3.  I’m interested in freedom and the San Francisco sexual revolution accompanied a lot of other freedoms, released a lot of energy.  If at the same time the jungle in Africa had not been pushed back enough to release HIV from the chimps (and who knows what the melting glaciers will release?) the story of Gay Liberation would have been quite different.  As it is, we’ve been forced to rethink ALL physical and sexual practices.  Not just gays -- straights, vanillas, babies, oldsters.  

4.  HIV is a way into our medicalized world in which we are learning an incredibly overwhelming amount of technical information about bodies.  I’m fascinated but I need a focus that isn’t just about getting old.

Sometimes you need a guardian.

5.  It’s a vulnerability disease and vulnerability interests me as much as freedom because they’re so related.  HIV makes you a banquet for microbes, which may end up ruling the world if they don’t already.  Know your adversary.  And then the vulnerability of behavior -- how to be open to intimacy and disclosure without being destroyed by them.

6.  The consequences of any plague-level disease are so devastating that whole generations, and therefore nations, and therefore civilization itself can be brought down crashing into war, famine, population displacement on a massive scale, and therefore the whole planet could be spun back into chaos.  At least until the humans are gone.

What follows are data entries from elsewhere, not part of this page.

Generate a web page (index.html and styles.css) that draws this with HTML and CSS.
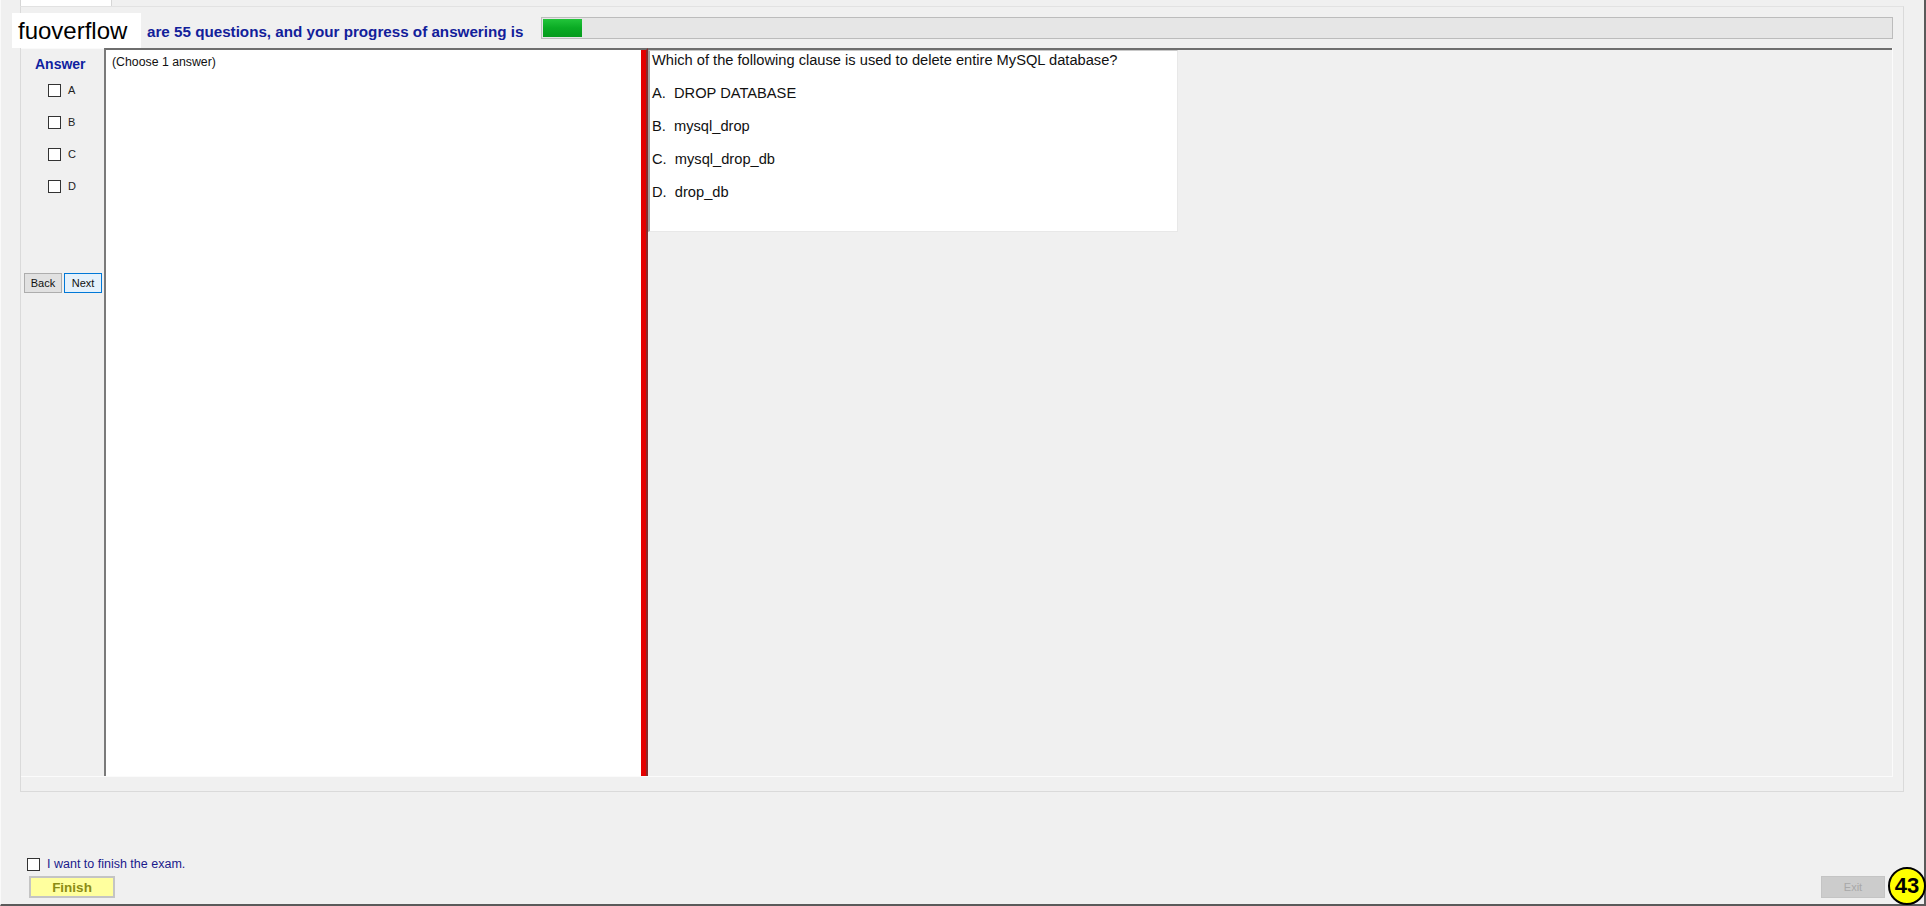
FILE: index.html
```html
<!DOCTYPE html>
<html lang="en">
<head>
    <meta charset="UTF-8">
    <title>Exam</title>
    <link rel="stylesheet" href="styles.css">
</head>
<body>
    <div class="window">
        <div class="tab-strip">
            <div class="tab"></div>
        </div>

        <div class="tab-page">
            <div class="header">
                <span class="header-text">are 55 questions, and your progress of answering is</span>
                <div class="progress">
                    <div class="progress-fill" style="width: 39px"></div>
                </div>
            </div>

            <div class="content">
                <div class="answer-col">
                    <div class="answer-title">Answer</div>
                    <label class="choice"><span class="box"></span>A</label>
                    <label class="choice"><span class="box"></span>B</label>
                    <label class="choice"><span class="box"></span>C</label>
                    <label class="choice"><span class="box"></span>D</label>
                    <div class="nav-buttons">
                        <button class="btn">Back</button>
                        <button class="btn btn-focus">Next</button>
                    </div>
                </div>

                <div class="left-pane">
                    <div class="hint">(Choose 1 answer)</div>
                </div>

                <div class="splitter"></div>

                <div class="right-pane">
                    <div class="question-box">
                        <p class="question">Which of the following clause is used to delete entire MySQL database?</p>
                        <p class="option">A.&nbsp; DROP DATABASE</p>
                        <p class="option">B.&nbsp; mysql_drop</p>
                        <p class="option">C.&nbsp; mysql_drop_db</p>
                        <p class="option">D.&nbsp; drop_db</p>
                    </div>
                </div>
            </div>
        </div>

        <div class="footer">
            <div class="footer-left">
                <label class="finish-check"><span class="box"></span>I want to finish the exam.</label>
                <button class="finish-btn">Finish</button>
            </div>
            <button class="exit-btn">Exit</button>
        </div>

        <!-- watermark and counter sit on top of the form -->
        <div class="logo">fuoverflow</div>
        <div class="badge">43</div>
    </div>
</body>
</html>
```

FILE: styles.css
```css
* {
    margin: 0;
    padding: 0;
    box-sizing: border-box;
}

body {
    font-family: "Liberation Sans", Arial, sans-serif;
    background: #f0f0f0;
    width: 1926px;
    height: 906px;
    overflow: hidden;
}

.window {
    position: relative;
    width: 1926px;
    height: 906px;
    border-left: 1px solid #fafafa;
    border-right: 2px solid #5a5a5a;
    border-bottom: 2px solid #5a5a5a;
    display: flex;
    flex-direction: column;
}

.tab-strip {
    height: 6px;
    padding-left: 19px;
}

.tab {
    width: 92px;
    height: 6px;
    background: #ffffff;
    border-left: 1px solid #d6d6d6;
    border-right: 1px solid #d6d6d6;
}

.tab-page {
    margin-left: 19px;
    width: 1884px;
    height: 786px;
    border: 1px solid #dadada;
    border-top-color: #e2e2e2;
    display: flex;
    flex-direction: column;
}

.header {
    height: 41px;
    display: flex;
    align-items: flex-start;
    padding-top: 10px;
}

.header-text {
    margin-left: 126px;
    margin-top: 6px;
    width: 394px;
    font-size: 15.2px;
    font-weight: bold;
    color: #12209a;
    white-space: nowrap;
}

.progress {
    width: 1352px;
    height: 22px;
    border: 1px solid #bcbcbc;
    background: #e6e6e6;
    padding: 1px;
}

.progress-fill {
    height: 100%;
    background: linear-gradient(180deg, #22c43a 0%, #0aab24 50%, #079b1e 100%);
}

.content {
    display: flex;
    height: 729px;
    width: 1872px;
    border-bottom: 1px solid #fbfbfb;
    border-right: 1px solid #fbfbfb;
}

.answer-col {
    width: 83px;
    display: flex;
    flex-direction: column;
    align-items: flex-start;
    border-top: 1px solid #fafafa;
}

.answer-title {
    margin: 7px 0 0 14px;
    font-size: 14px;
    font-weight: bold;
    color: #0f1fa0;
}

.choice {
    display: flex;
    align-items: center;
    margin-left: 27px;
    margin-top: 12px;
    height: 20px;
    font-size: 11px;
    color: #222;
}

.choice:first-of-type {
    margin-top: 8px;
}

.box {
    width: 13px;
    height: 13px;
    border: 1px solid #333;
    background: #fff;
    margin-right: 7px;
}

.nav-buttons {
    display: flex;
    gap: 2px;
    margin: 77px 0 0 3px;
}

.btn {
    width: 38px;
    height: 20px;
    font-family: "Liberation Sans", Arial, sans-serif;
    font-size: 11px;
    color: #111;
    background: #e1e1e1;
    border: 1px solid #adadad;
}

.btn-focus {
    background: #e5f1fb;
    border-color: #0078d7;
}

.left-pane {
    width: 537px;
    background: #ffffff;
    border-left: 2px solid #7a7a7a;
    border-top: 2px solid #6e6e6e;
    padding: 5px 0 0 6px;
}

.hint {
    font-size: 12.3px;
    color: #111;
}

.splitter {
    width: 7px;
    background: #e30000;
    border-right: 2px solid #8a2a2a;
    border-top: 2px solid #6e6e6e;
}

.right-pane {
    flex: 1;
    border-top: 2px solid #6e6e6e;
}

.question-box {
    width: 530px;
    height: 182px;
    background: #ffffff;
    border-left: 2px solid #a0a0a0;
    border-top: 1px solid #c8c8c8;
    border-right: 1px solid #e8e8e8;
    border-bottom: 1px solid #e8e8e8;
    padding: 1px 0 0 2px;
}

.question,
.option {
    font-size: 14.67px;
    color: #111;
    line-height: 17px;
}

.option {
    margin-top: 16px;
}

.footer {
    flex: 1;
    display: flex;
    align-items: flex-end;
    justify-content: space-between;
    padding: 0 39px 6px 26px;
}

.footer-left {
    display: flex;
    flex-direction: column;
    gap: 5px;
}

.finish-check {
    display: flex;
    align-items: center;
    font-size: 12.5px;
    color: #1a1a8c;
}

.finish-check .box {
    width: 13px;
    height: 13px;
    margin-right: 7px;
}

.finish-btn {
    margin-left: 2px;
    width: 86px;
    height: 22px;
    background: #ffff9e;
    border: 2px solid #c4c4c4;
    font-family: "Liberation Sans", Arial, sans-serif;
    font-size: 13.5px;
    font-weight: bold;
    color: #8c8c14;
}

.exit-btn {
    width: 64px;
    height: 22px;
    background: #cccccc;
    border: 1px solid #c4c4c4;
    font-family: "Liberation Sans", Arial, sans-serif;
    font-size: 11px;
    color: #a8a8a8;
}

.logo {
    position: absolute;
    left: 11px;
    top: 13px;
    width: 129px;
    height: 35px;
    background: #ffffff;
    padding-left: 6px;
    font-size: 24px;
    line-height: 35px;
    color: #000;
}

.badge {
    position: absolute;
    left: 1887px;
    top: 867px;
    width: 38px;
    height: 38px;
    border-radius: 50%;
    background: #ffff00;
    border: 2px solid #000;
    font-size: 22px;
    font-weight: bold;
    line-height: 34px;
    text-align: center;
    color: #000;
}
```
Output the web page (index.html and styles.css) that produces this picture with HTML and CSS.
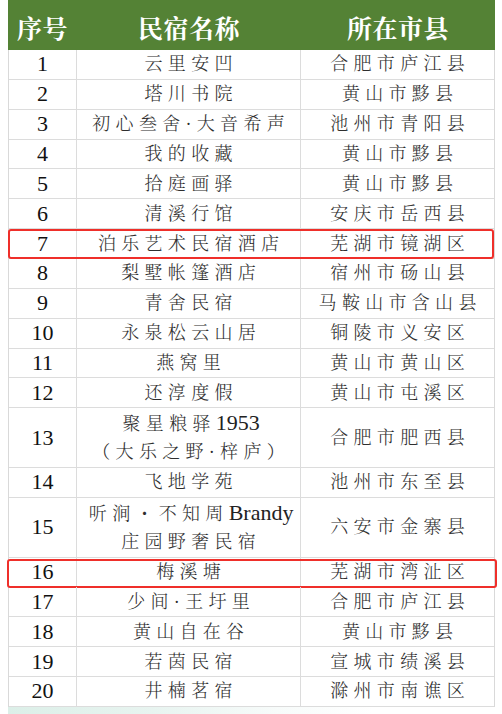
FILE: index.html
```html
<!DOCTYPE html>
<html lang="zh-CN">
<head>
<meta charset="utf-8">
<title>民宿名单</title>
<link rel="stylesheet" href="styles.css">
</head>
<body>
<div class="page">
  <div class="sheet">
    <div class="row head"><div class="c">序号</div><div class="c">民宿名称</div><div class="c">所在市县</div></div>
    <div class="row"><div class="c n">1</div><div class="c t">云里安凹</div><div class="c t">合肥市庐江县</div></div>
    <div class="row"><div class="c n">2</div><div class="c t">塔川书院</div><div class="c t">黄山市黟县</div></div>
    <div class="row"><div class="c n">3</div><div class="c t">初心叁舍·大音希声</div><div class="c t">池州市青阳县</div></div>
    <div class="row"><div class="c n">4</div><div class="c t">我的收藏</div><div class="c t">黄山市黟县</div></div>
    <div class="row"><div class="c n">5</div><div class="c t">拾庭画驿</div><div class="c t">黄山市黟县</div></div>
    <div class="row"><div class="c n">6</div><div class="c t">清溪行馆</div><div class="c t">安庆市岳西县</div></div>
    <div class="row hl"><div class="c n">7</div><div class="c t">泊乐艺术民宿酒店</div><div class="c t">芜湖市镜湖区</div></div>
    <div class="row"><div class="c n">8</div><div class="c t">梨墅帐篷酒店</div><div class="c t">宿州市砀山县</div></div>
    <div class="row"><div class="c n">9</div><div class="c t">青舍民宿</div><div class="c t">马鞍山市含山县</div></div>
    <div class="row"><div class="c n">10</div><div class="c t">永泉松云山居</div><div class="c t">铜陵市义安区</div></div>
    <div class="row"><div class="c n">11</div><div class="c t">燕窝里</div><div class="c t">黄山市黄山区</div></div>
    <div class="row"><div class="c n">12</div><div class="c t">还淳度假</div><div class="c t">黄山市屯溪区</div></div>
    <div class="row tall"><div class="c n">13</div><div class="c t"><span>聚星粮驿<span class="lat">1953</span></span><span>（大乐之野·梓庐）</span></div><div class="c t">合肥市肥西县</div></div>
    <div class="row"><div class="c n">14</div><div class="c t">飞地学苑</div><div class="c t">池州市东至县</div></div>
    <div class="row tall"><div class="c n">15</div><div class="c t"><span>听涧・不知周<span class="lat">Brandy</span></span><span>庄园野奢民宿</span></div><div class="c t">六安市金寨县</div></div>
    <div class="row hl wide"><div class="c n">16</div><div class="c t">梅溪塘</div><div class="c t">芜湖市湾沚区</div></div>
    <div class="row"><div class="c n">17</div><div class="c t">少间·王圩里</div><div class="c t">合肥市庐江县</div></div>
    <div class="row"><div class="c n">18</div><div class="c t">黄山自在谷</div><div class="c t">黄山市黟县</div></div>
    <div class="row"><div class="c n">19</div><div class="c t">若茵民宿</div><div class="c t">宣城市绩溪县</div></div>
    <div class="row"><div class="c n">20</div><div class="c t">井楠茗宿</div><div class="c t">滁州市南谯区</div></div>
  </div>
  <div class="strip"></div>
</div>
</body>
</html>
```
FILE: styles.css
```css
* { box-sizing: border-box; }
html, body { margin: 0; padding: 0; background: #ffffff; }
body {
  font-family: "Liberation Serif", "Noto Serif CJK SC", "Noto Sans CJK SC", serif;
  width: 502px;
  height: 714px;
  overflow: hidden;
}
.page { padding-left: 8px; }
.sheet {
  width: 487px;
  border-left: 1px solid #d9d9d9;
  border-right: 1px solid #d9d9d9;
}
.row {
  display: grid;
  grid-template-columns: 68px 224px 193px;
  height: 29.86px;
  border-bottom: 1px solid #dcdcdc;
  position: relative;
}
.row.tall { height: 59.72px; }
.c {
  display: flex;
  align-items: center;
  justify-content: center;
  text-align: center;
  border-right: 1px solid #dcdcdc;
  white-space: nowrap;
}
.c:last-child { border-right: none; }
.head {
  height: 50px;
  background: #548235;
  border-bottom: none;
  margin-left: -1px;
  margin-right: -1px;
  grid-template-columns: 69px 224px 194px;
}
.head .c {
  border-right: none;
  color: #ffffff;
  font-weight: bold;
  font-size: 25px;
  padding-top: 3px;
  letter-spacing: 0.5px;
}
.n {
  font-size: 22px;
  color: #111111;
}
.t {
  font-size: 18px;
  font-weight: 300;
  color: #2e2e2e;
  letter-spacing: 5.3px;
  padding-left: 5.3px;
  line-height: 28px;
}
.row.tall .t { flex-direction: column; }
.lat {
  font-size: 22px;
  font-weight: normal;
  letter-spacing: 0;
  color: #222222;
}
.hl::after {
  content: "";
  position: absolute;
  left: -1px;
  right: 0px;
  top: 0px;
  bottom: -1px;
  border: 2px solid #ef2f2a;
  border-radius: 3px;
  pointer-events: none;
}
.hl.wide::after {
  left: -2px;
  right: -3px;
  top: 1px;
  bottom: -2px;
}
.strip {
  width: 487px;
  height: 8px;
  background: linear-gradient(90deg, #dcefe8 0%, #e8f4f0 30%, #f7fbfa 55%, #ffffff 75%);
}
```
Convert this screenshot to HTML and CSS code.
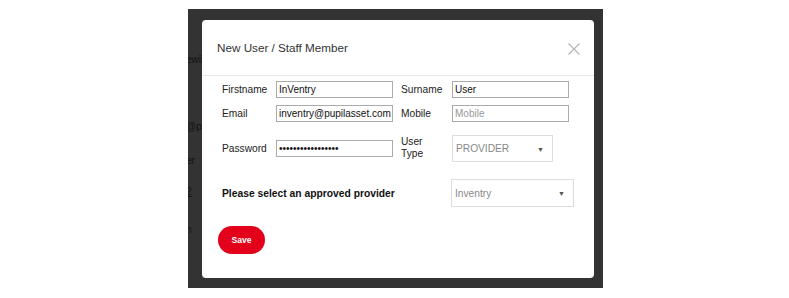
FILE: index.html
```html
<!DOCTYPE html>
<html lang="en">
<head>
    <meta charset="UTF-8">
    <meta name="viewport" content="width=device-width, initial-scale=1.0">
    <title>New User / Staff Member</title>
    <link rel="stylesheet" href="styles.css">
</head>
<body>
    <div class="backdrop">
        <div class="page-behind">
            <p class="l1">ewil</p>
            <p class="l2">@p</p>
            <p class="l3">er</p>
            <p class="l4">2</p>
            <p class="l5">n</p>
        </div>

        <div class="modal">
            <div class="modal-header">
                <h4>New User / Staff Member</h4>
                <button class="close" type="button" aria-label="Close">
                    <svg width="12" height="12" viewBox="0 0 12 12">
                        <path d="M0.5 0.5 L11.5 11.5 M11.5 0.5 L0.5 11.5" stroke="#b3b3b3" stroke-width="1.1" fill="none"/>
                    </svg>
                </button>
            </div>
            <form class="modal-body" id="userForm">
                <div class="grid">
                    <label for="firstName">Firstname</label>
                    <input type="text" id="firstName" value="InVentry">
                    <label for="surname">Surname</label>
                    <input type="text" id="surname" value="User">

                    <label for="email">Email</label>
                    <input type="email" id="email" value="inventry@pupilasset.com">
                    <label for="mobile">Mobile</label>
                    <input type="text" id="mobile" placeholder="Mobile">

                    <label for="password" class="pw-label">Password</label>
                    <input type="password" id="password" class="pw" value="abcdefghijklmnopq">
                    <label for="userType" class="wrap">User Type</label>
                    <div class="select-box small">
                        <select id="userType">
                            <option>PROVIDER</option>
                        </select>
                    </div>
                </div>

                <div class="provider-row">
                    <span class="provider-label">Please select an approved provider</span>
                    <div class="select-box wide">
                        <select id="provider">
                            <option>Inventry</option>
                        </select>
                    </div>
                </div>

                <button type="submit" class="save">Save</button>
            </form>
        </div>
    </div>
</body>
</html>
```

FILE: styles.css
```css
body {
    margin: 0;
    background: #fff;
    font-family: "Liberation Sans", Arial, sans-serif;
}
.backdrop {
    position: relative;
    margin: 9px 0 0 188px;
    width: 415px;
    height: 279px;
    background-color: #333;
    overflow: hidden;
}
.page-behind p {
    margin: 0 0 0 -2px;
    font-size: 10px;
    color: #111;
    height: 12px;
    line-height: 12px;
}
.page-behind .l1 { margin-top: 45px; }
.page-behind .l2 { margin-top: 55px; }
.page-behind .l3 { margin-top: 22px; }
.page-behind .l4 { margin-top: 19px; text-decoration: underline; }
.page-behind .l5 { margin-top: 26px; }

.modal {
    position: absolute;
    left: 14px;
    top: 11px;
    width: 392px;
    height: 258px;
    background: #fff;
    border-radius: 4px;
}
.modal-header {
    display: flex;
    align-items: center;
    justify-content: space-between;
    height: 55px;
    padding: 0 15px;
    border-bottom: 1px solid #e8e8e8;
}
.modal-header h4 {
    margin: 0;
    font-size: 11.7px;
    font-weight: normal;
    color: #333;
}
.close {
    background: none;
    border: none;
    padding: 0;
    margin-right: -1px;
    margin-top: 2px;
    width: 12px;
    height: 12px;
    display: flex;
}
.modal-body {
    padding: 5px 20px 0 16px;
    font-size: 10.2px;
    color: #222;
}
.grid {
    display: grid;
    grid-template-columns: 54px 125px 51px 117px;
    row-gap: 7px;
    align-items: center;
    justify-items: start;
    padding-left: 4px;
}
.grid label {
    color: #222;
}
.grid input {
    box-sizing: border-box;
    width: 117px;
    height: 17px;
    padding: 0 1px 0 2px;
    border: 1px solid #ababab;
    font-family: "Liberation Sans", Arial, sans-serif;
    font-size: 10px;
    color: #111;
}
.grid input::placeholder {
    color: #999;
}
.grid input.pw {
    margin-top: 6px;
}
.pw-label {
    margin-top: 6px;
}
.wrap {
    max-width: 40px;
    line-height: 12px;
    margin-top: 4px;
}
.select-box {
    position: relative;
    box-sizing: border-box;
    border: 1px solid #dcdcdc;
    background: #fff;
}
.select-box::after {
    content: "\25BC";
    position: absolute;
    right: 8px;
    top: 50%;
    transform: translateY(-50%);
    font-size: 7px;
    color: #555;
    pointer-events: none;
}
.select-box select {
    appearance: none;
    -webkit-appearance: none;
    border: none;
    background: transparent;
    width: 100%;
    height: 100%;
    padding: 0 3px;
    font-family: "Liberation Sans", Arial, sans-serif;
    font-size: 10.2px;
    color: #888;
    outline: none;
}
.select-box.small {
    width: 101px;
    height: 27px;
    margin-top: 6px;
}
.select-box.wide {
    width: 123px;
    height: 28px;
}
.provider-row {
    display: flex;
    align-items: center;
    justify-content: space-between;
    margin-top: 17px;
    padding-left: 4px;
}
.provider-label {
    font-weight: bold;
    font-size: 10.3px;
    color: #111;
}
.save {
    margin-top: 19px;
    margin-left: 0;
    width: 47px;
    height: 28px;
    border: none;
    border-radius: 14px;
    background-color: #e2001a;
    color: #fff;
    font-family: "Liberation Sans", Arial, sans-serif;
    font-weight: bold;
    font-size: 8.6px;
    cursor: pointer;
}
```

7.  The ongoing struggle to understand what it means to be human starts with a boy thrown out of his home because he is considered gay, therefore undeserving, and converted by need to make money into a vector for diseases carried back to families by ruthless men.  I find these boys an opening through their misery to an understanding of ruthless and clueless men -- and women.  I need to know where they come from.  It’s a bioreligious question.